Şehreküstü Meydanı’nda bu seçim döneminin son mitingindeki konuşmasının, aynı meydandan geçen diğer liderlerden önemli bir farkı vardı.

Gerçi…

Sezer de kendi kategorisi olan liderlere, örneğin Başbakan Erdoğan ile CHP lideri Baykal’a yönelik eleştiriler getirdi ama, konuşmasında Adalet ve Kalkınma Partisi Büyükşehir Adayı Recep Altepe’yi doğrudan hedef alan ilk genel başkan oldu.

Üstelik…

Altepe’nin geride kalan 5 yıllık dönemde Osmangazi Belediye Başkanı olarak yaptıklarını sorguladı.

Ancak…

Bu davranışıyla yerel seçim gereği adaya eleştiri kuralını işletirken, bazı bilgi yanlışları ortaya çıktı.

Örneğin…

Altepe’nin Doğanbey Kentsel Dönüşümü’nü, Osmangazi Belediye Meclisi’nin karşı çıkmasına ve yargının durdurma kararına rağmen başlattığı yolundaki sözleri yanlış bilgi anlamındaydı.

Yine…

Altepe’nin canlı yayında televizyon stüdyosu bastığı iddiası da tebessüm ettirdi.

Ayrıca…

“Uludağ Bursa’nın sembolü, bizim için de çok önemli” diye başlayıp, Başbakan Erdoğan’ın aynı meydandan yaptığı “Uludağ’ı Davos yapma” sözüne gönderme yaparken, “Davos’ta aciz bir moderatöre bağırdı ya, Uludağ’ı da Davos yapacakmış. Sen Uludağ’ı Davos yapacağına, orada gerekli yatırımları yap” dedi.

Doğrusu…

Bu sözleriyle ne demek istediğini pek anlayamadık. Belki Uludağ’ı hiç görmedi, belki de Uludağ ile ilgili kendisine aktarılan bilgiyi yanlış anladı.

••••••••••

Buna karşın…

Erdoğan ile Baykal arasındaki polemikleri Kargöz-Hacivat gölge oyununa benzetirken, her ikisinin de “kötü siyasete örnek olduklarını” söyledi.
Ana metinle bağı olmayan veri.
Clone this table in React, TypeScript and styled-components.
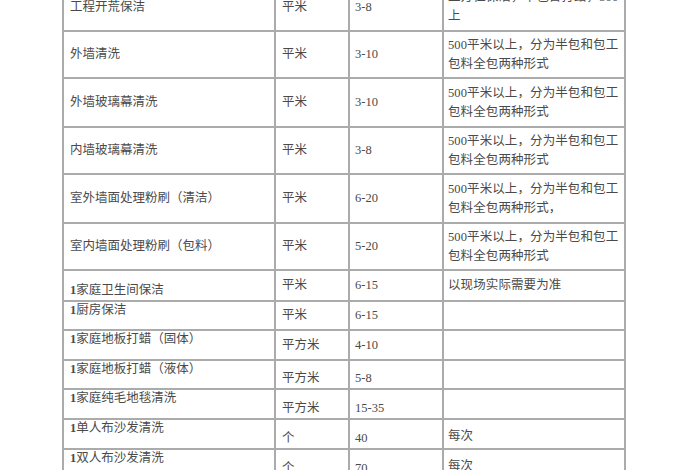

Medyanın kendi haberlerine yer vermediği sitemini meydana toplananlarla paylaştı.

Konuşmasmının büyük bölümünü de işsizliğe ayırdı.

Hatta…

İşsizlik konusunda verdiği rakamlar, bugüne kadar dile getirilenlerden farklı olmakla birlikte, meydanın bir kenarındaki medyaya dönüp seslendi:

“Yazın… Eğer krizi söylemek vatan hainliğiyse, Zeki Sezer vatan hainliğine devam ediyor hâlâ.”

Son bölümde…

Ecevit’in sesini meydana anımsattıktan sonra “Ben size güveniyorum” diye sözlerini bitirdiğinde, yanımızdan geçen ve elinde bayrak taşıyan bir partilinin sözleri kulaklarımızda çınladı:

“Hiç güvenme… Bu millet pirince, kömüre tav olmuş.”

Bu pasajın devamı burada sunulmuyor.